═════ Extracted material ═════

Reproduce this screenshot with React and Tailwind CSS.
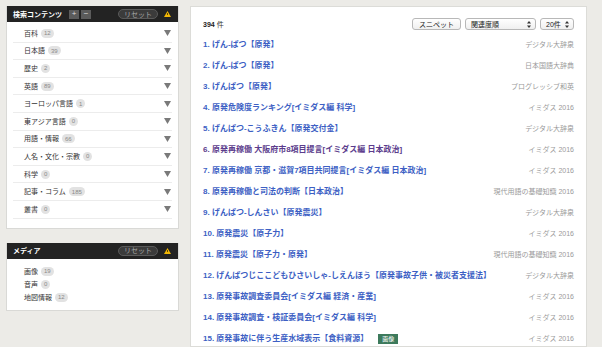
import React from 'react';

const categories = [
  { name: '百科', count: 12 },
  { name: '日本語', count: 39 },
  { name: '歴史', count: 2 },
  { name: '英語', count: 89 },
  { name: 'ヨーロッパ言語', count: 1 },
  { name: '東アジア言語', count: 0 },
  { name: '用語・情報', count: 66 },
  { name: '人名・文化・宗教', count: 0 },
  { name: '科学', count: 0 },
  { name: '記事・コラム', count: 185 },
  { name: '叢書', count: 0 },
];

const media = [
  { name: '画像', count: 19 },
  { name: '音声', count: 0 },
  { name: '地図情報', count: 12 },
];

const results = [
  { title: 'げん-ぱつ【原発】', source: 'デジタル大辞泉' },
  { title: 'げん-ぱつ【原発】', source: '日本国語大辞典' },
  { title: 'げんぱつ【原発】', source: 'プログレッシブ和英' },
  { title: '原発危険度ランキング[イミダス編 科学]', source: 'イミダス 2016' },
  { title: 'げんぱつ-こうふきん【原発交付金】', source: 'デジタル大辞泉' },
  { title: '原発再稼働 大阪府市8項目提言[イミダス編 日本政治]', source: 'イミダス 2016', visited: true },
  { title: '原発再稼働 京都・滋賀7項目共同提言[イミダス編 日本政治]', source: 'イミダス 2016' },
  { title: '原発再稼働と司法の判断【日本政治】', source: '現代用語の基礎知識 2016' },
  { title: 'げんぱつ-しんさい【原発震災】', source: 'デジタル大辞泉' },
  { title: '原発震災【原子力】', source: 'イミダス 2016' },
  { title: '原発震災【原子力・原発】', source: '現代用語の基礎知識 2016' },
  { title: 'げんぱつじここどもひさいしゃ-しえんほう【原発事故子供・被災者支援法】', source: 'デジタル大辞泉' },
  { title: '原発事故調査委員会[イミダス編 経済・産業]', source: 'イミダス 2016' },
  { title: '原発事故調査・検証委員会[イミダス編 科学]', source: 'イミダス 2016' },
  { title: '原発事故に伴う生産水域表示【食料資源】', source: 'イミダス 2016', image: true },
];

// small yellow warning mark in the panel headers
const Warn = () => (
  <svg width="7" height="6" viewBox="0 0 7 6">
    <polygon points="3.5,0 7,6 0,6" fill="#f2b705" />
    <rect x="3.1" y="2" width="0.8" height="2" fill="#3a2c00" />
  </svg>
);

const Arrow = () => (
  <svg width="7" height="6" viewBox="0 0 7 6">
    <polygon points="0,0 7,0 3.5,6" fill="#7a7a7a" />
  </svg>
);

const UpDown = () => (
  <svg width="4" height="7" viewBox="0 0 4 7">
    <polygon points="2,0 4,2.6 0,2.6" fill="#333" />
    <polygon points="0,4.4 4,4.4 2,7" fill="#333" />
  </svg>
);

const Count = ({ n }) => (
  <span className="ml-[3px] inline-flex h-[9px] items-center rounded-full bg-[#e2e2e2] px-[3px] text-[6px] leading-none text-[#8a8a8a]">
    {n}
  </span>
);

const ResetButton = () => (
  <span className="flex h-[10px] items-center rounded-full border border-[#5a5a5a] bg-[#3b3b3b] px-[5px] text-[7px] leading-none text-[#a8a8a8]">
    リセット
  </span>
);

const PanelHeader = ({ title, tools }) => (
  <div className="flex h-[16px] items-center bg-[#232323] pl-[6px] pr-[7px]">
    <span className="text-[7px] font-bold leading-none text-white">{title}</span>
    {tools && (
      <div className="ml-[7px] flex gap-[2px]">
        <span className="flex h-[9px] w-[10px] items-center justify-center bg-[#5b5b5b] text-[8px] leading-none text-[#ddd]">+</span>
        <span className="flex h-[9px] w-[10px] items-center justify-center bg-[#5b5b5b] text-[8px] leading-none text-[#ddd]">−</span>
      </div>
    )}
    <div className="ml-auto flex items-center gap-[6px]">
      <ResetButton />
      <Warn />
    </div>
  </div>
);

const App = () => {
  return (
    <div className="flex h-[347px] w-[602px] gap-[11px] overflow-hidden bg-[#ecebe7] pl-[6px] pt-[6px] font-[family-name:'Liberation_Sans','Noto_Sans_CJK_JP',sans-serif]">
      {/* Sidebar */}
      <div className="flex w-[173px] shrink-0 flex-col gap-[14px]">
        <div className="border border-t-0 border-[#d9d9d6] bg-white">
          <PanelHeader title="検索コンテンツ" tools />
          <div className="px-[6px] pb-[9px] pt-[3px]">
            {categories.map((c) => (
              <div key={c.name} className="flex h-[17.6px] items-center border-b border-[#ececec] pl-[11px] pr-[1px]">
                <span className="text-[7px] leading-none text-[#333]">{c.name}</span>
                <Count n={c.count} />
                <span className="ml-auto flex"><Arrow /></span>
              </div>
            ))}
          </div>
        </div>

        <div className="border border-t-0 border-[#d9d9d6] bg-white">
          <PanelHeader title="メディア" />
          <div className="px-[17px] pb-[6px] pt-[6px]">
            {media.map((m) => (
              <div key={m.name} className="flex h-[13px] items-center">
                <span className="text-[7px] leading-none text-[#333]">{m.name}</span>
                <Count n={m.count} />
              </div>
            ))}
          </div>
        </div>
      </div>

      {/* Results */}
      <div className="w-[397px] shrink-0 border border-[#dcdcd8] bg-white px-[12px] pt-[11px]">
        <div className="flex h-[12px] items-center">
          <span className="text-[7px] leading-none text-[#333]">
            <span className="font-bold text-[#222]">394</span> 件
          </span>
          <div className="ml-auto flex h-[12px] gap-[4px]">
            <span className="flex w-[49px] items-center justify-center rounded-[3px] border border-[#b8b8b8] bg-gradient-to-b from-white to-[#f0f0f0] text-[7px] leading-none text-[#222]">
              スニペット
            </span>
            <span className="flex w-[71px] items-center rounded-[3px] border border-[#b8b8b8] bg-gradient-to-b from-white to-[#f0f0f0] pl-[5px] pr-[4px] text-[7px] leading-none text-[#222]">
              関連度順
              <span className="ml-auto flex"><UpDown /></span>
            </span>
            <span className="flex w-[34px] items-center rounded-[3px] border border-[#b8b8b8] bg-gradient-to-b from-white to-[#f0f0f0] pl-[5px] pr-[4px] text-[7px] leading-none text-[#222]">
              20件
              <span className="ml-auto flex"><UpDown /></span>
            </span>
          </div>
        </div>

        <div className="mt-[4px]">
          {results.map((r, i) => (
            <div key={i} className="flex h-[21px] items-center">
              <span className={`whitespace-nowrap text-[8px] font-bold leading-none ${r.visited ? 'text-[#5b3c8c]' : 'text-[#3d5fc4]'}`}>
                {i + 1}. {r.title}
              </span>
              {r.image && (
                <span className="ml-[10px] flex h-[10px] w-[20px] items-center justify-center bg-[#3d7a5c] text-[6px] leading-none text-white">
                  画像
                </span>
              )}
              <span className="ml-auto whitespace-nowrap pl-[6px] text-[7px] leading-none text-[#9a9a9a]">{r.source}</span>
            </div>
          ))}
        </div>
      </div>
    </div>
  );
};

export default App;
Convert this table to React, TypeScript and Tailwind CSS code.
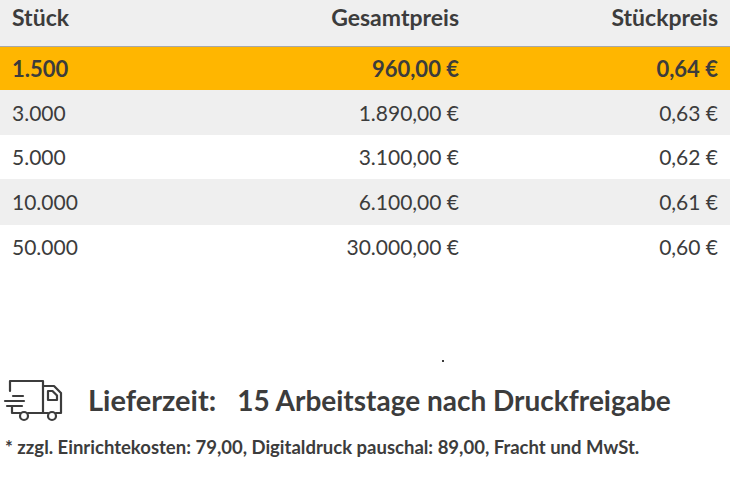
const rows = [
  { qty: "1.500", total: "960,00 €", unit: "0,64 €", cls: "bg-[#ffb600] font-bold text-[22px] h-[43px]" },
  { qty: "3.000", total: "1.890,00 €", unit: "0,63 €", cls: "bg-[#efefef] text-[21px] h-[45px]" },
  { qty: "5.000", total: "3.100,00 €", unit: "0,62 €", cls: "bg-white text-[21px] h-[44px]" },
  { qty: "10.000", total: "6.100,00 €", unit: "0,61 €", cls: "bg-[#efefef] text-[21px] h-[46px]" },
  { qty: "50.000", total: "30.000,00 €", unit: "0,60 €", cls: "bg-white text-[21px] h-[44px]" },
];

const Truck = () => (
  <svg width="60" height="44" viewBox="0 0 60 44" fill="none" stroke="#3c3c3c" strokeWidth="2.2" strokeLinecap="round" strokeLinejoin="round">
    <path d="M7 13 V3 H40 V35" />
    <path d="M40 8 H51 L58 15 V35 H53" />
    <path d="M45 13 H49.5 L54 17.5 V22 H45 Z" />
    <path d="M25 35 H45" />
    <path d="M9 29 V35 H17" />
    <path d="M10 18 H20" />
    <path d="M2 23 H21" />
    <path d="M4 28 H19" />
    <circle cx="21" cy="38" r="4" />
    <circle cx="49" cy="38" r="4" />
  </svg>
);

export default function App() {
  return (
    <div className="w-[730px] h-[478px] bg-white text-[#3c3c3c] font-['Lato',sans-serif] overflow-hidden">
      <div className="grid grid-cols-[200px_247px_259px] h-[47px] bg-[#efefef] border-b border-[#a8a8a8] items-start pt-[6px] px-3 text-[23px] leading-none font-bold">
        <div>Stück</div>
        <div className="text-right">Gesamtpreis</div>
        <div className="text-right">Stückpreis</div>
      </div>
      {rows.map((r) => (
        <div key={r.qty} className={`grid grid-cols-[200px_247px_259px] items-center px-3 ${r.cls}`}>
          <div>{r.qty}</div>
          <div className="text-right">{r.total}</div>
          <div className="text-right">{r.unit}</div>
        </div>
      ))}
      <div className="h-[95px] flex items-end pb-[2px]">
        <div className="ml-[442px] w-[2px] h-[2px] bg-[#3c3c3c]" />
      </div>
      <div className="flex items-center mt-[14px] ml-[3px] h-[44px]">
        <Truck />
        <span className="ml-[25px] text-[29px] font-bold">Lieferzeit:</span>
        <span className="ml-[21px] text-[28px] font-bold">15 Arbeitstage nach Druckfreigabe</span>
      </div>
      <div className="mt-[16px] ml-[5px] text-[18.5px] font-bold leading-none">
        * zzgl. Einrichtekosten: 79,00, Digitaldruck pauschal: 89,00, Fracht und MwSt.
      </div>
    </div>
  );
}
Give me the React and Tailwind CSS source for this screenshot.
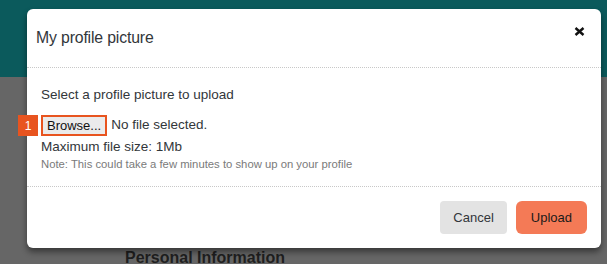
import React from "react";

const App = () => {
  return (
    <div className="relative w-[607px] h-[264px] overflow-hidden font-['Liberation_Sans',Arial,sans-serif]">
      <div className="h-[77px] bg-[#0b5a5c]"></div>
      <div className="h-[187px] bg-[#666666] pl-[125px] pt-[173px]">
        <p className="text-[16px] font-bold text-[#1f1f1f] leading-none">Personal Information</p>
      </div>

      <div className="absolute left-[27px] top-[9px] w-[574px] h-[239px] bg-white rounded-[6px] shadow-[0_4px_6px_rgba(0,0,0,0.45)] flex flex-col">
        <div className="relative h-[59px] flex items-center pl-[9px] border-b border-dotted border-[#c8c8c8]">
          <h1 className="text-[15.8px] tracking-[-0.15px] text-[#32363a]">My profile picture</h1>
          <svg className="absolute right-[16px] top-[18px]" width="11" height="9" viewBox="0 0 11 9">
            <path d="M1.5 1 L9.5 8 M9.5 1 L1.5 8" stroke="#111" strokeWidth="2.4" strokeLinecap="butt" />
          </svg>
        </div>

        <div className="flex-1 pl-[14px] pt-[19px] border-b border-dotted border-[#c8c8c8]">
          <p className="text-[13.5px] text-[#32363a] leading-[16px]">Select a profile picture to upload</p>
          <div className="relative mt-[12px] flex items-center gap-[4px]">
            <span className="absolute left-[-23px] top-0 w-[20px] h-[21px] bg-[#e8541f] text-white text-[12px] flex items-center justify-center">1</span>
            <button className="h-[21px] px-[4px] border-2 border-[#e8541f] bg-[#ebebeb] text-[13px] text-[#111] leading-none">Browse...</button>
            <span className="text-[13.5px] text-[#32363a]">No file selected.</span>
          </div>
          <p className="mt-[2px] text-[13.5px] text-[#32363a] leading-[17px]">Maximum file size: 1Mb</p>
          <p className="mt-[2px] text-[11.3px] text-[#7a7a7a] leading-[14px]">Note: This could take a few minutes to show up on your profile</p>
        </div>

        <div className="h-[61px] flex items-center justify-end gap-[9px] pr-[14px]">
          <button className="h-[33px] px-[13px] rounded-[4px] bg-[#e3e3e3] text-[13px] text-[#32363a]">Cancel</button>
          <button className="h-[33px] px-[15px] rounded-[6px] bg-[#f47a56] text-[13px] text-[#1a1a1a]">Upload</button>
        </div>
      </div>
    </div>
  );
};

export default App;
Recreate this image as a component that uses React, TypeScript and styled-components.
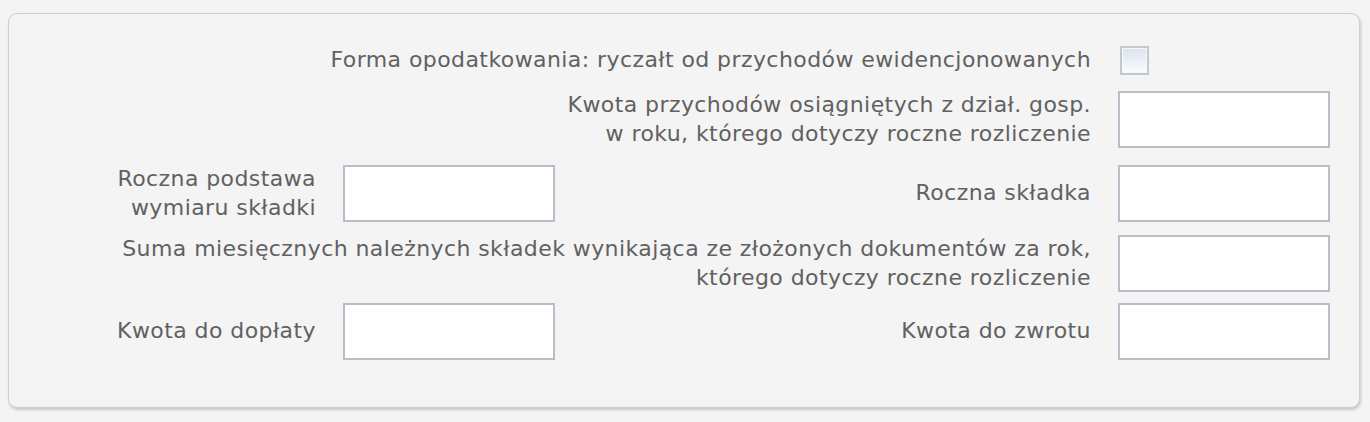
import React from 'react';
import styled, { createGlobalStyle } from 'styled-components';

const GlobalStyle = createGlobalStyle`
  html, body {
    margin: 0;
    padding: 0;
    background: #f4f4f4;
  }
  body {
    font-family: "DejaVu Sans", sans-serif;
  }
`;

const Page = styled.div`
  padding: 13px 10px 14px 8px;
`;

const Panel = styled.div`
  box-sizing: border-box;
  width: 1352px;
  background: #f4f4f4;
  border: 1px solid #cfcfcf;
  border-radius: 9px;
  box-shadow: 1px 2px 3px rgba(0, 0, 0, 0.18);
  padding: 32px 29px 47px 29px;
`;

const Row = styled.div<{ $space: number }>`
  display: grid;
  grid-template-columns: 278px 212px 509px 212px;
  column-gap: 27px;
  align-items: center;
  margin-top: ${(p) => p.$space}px;
`;

const Label = styled.div<{ $wide?: boolean; $col?: number }>`
  grid-column: ${(p) => (p.$wide ? '1 / 4' : `${p.$col ?? 1} / span 1`)};
  text-align: right;
  color: #616161;
  font-size: 22px;
  line-height: 28.5px;
  letter-spacing: 0.42px;
  white-space: nowrap;
`;

const Field = styled.input<{ $col: number }>`
  grid-column: ${(p) => p.$col} / span 1;
  box-sizing: border-box;
  width: 212px;
  height: 57px;
  margin: 0;
  border: 2px solid #b9bdc9;
  background: #ffffff;
  outline: none;
  font: inherit;
`;

const Check = styled.span`
  grid-column: 4 / span 1;
  box-sizing: border-box;
  width: 29px;
  height: 29px;
  margin-left: 2px;
  border: 2px solid #c3c7d2;
  box-shadow: inset 0 0 0 1px #f6f8fb;
  background: linear-gradient(#dbe3ee, #fbfcfe);
`;

export default function App() {
  return (
    <>
      <GlobalStyle />
      <Page>
        <Panel>
          <Row $space={0}>
            <Label $wide>Forma opodatkowania: ryczałt od przychodów ewidencjonowanych</Label>
            <Check />
          </Row>
          <Row $space={16}>
            <Label $wide>
              Kwota przychodów osiągniętych z dział. gosp.
              <br />
              w roku, którego dotyczy roczne rozliczenie
            </Label>
            <Field $col={4} />
          </Row>
          <Row $space={17}>
            <Label $col={1}>
              Roczna podstawa
              <br />
              wymiaru składki
            </Label>
            <Field $col={2} />
            <Label $col={3}>Roczna składka</Label>
            <Field $col={4} />
          </Row>
          <Row $space={13}>
            <Label $wide>
              Suma miesięcznych należnych składek wynikająca ze złożonych dokumentów za rok,
              <br />
              którego dotyczy roczne rozliczenie
            </Label>
            <Field $col={4} />
          </Row>
          <Row $space={11}>
            <Label $col={1}>Kwota do dopłaty</Label>
            <Field $col={2} />
            <Label $col={3}>Kwota do zwrotu</Label>
            <Field $col={4} />
          </Row>
        </Panel>
      </Page>
    </>
  );
}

═════

Return only the number of lines in the entries that contain the string "React".

Reply to the task :: 7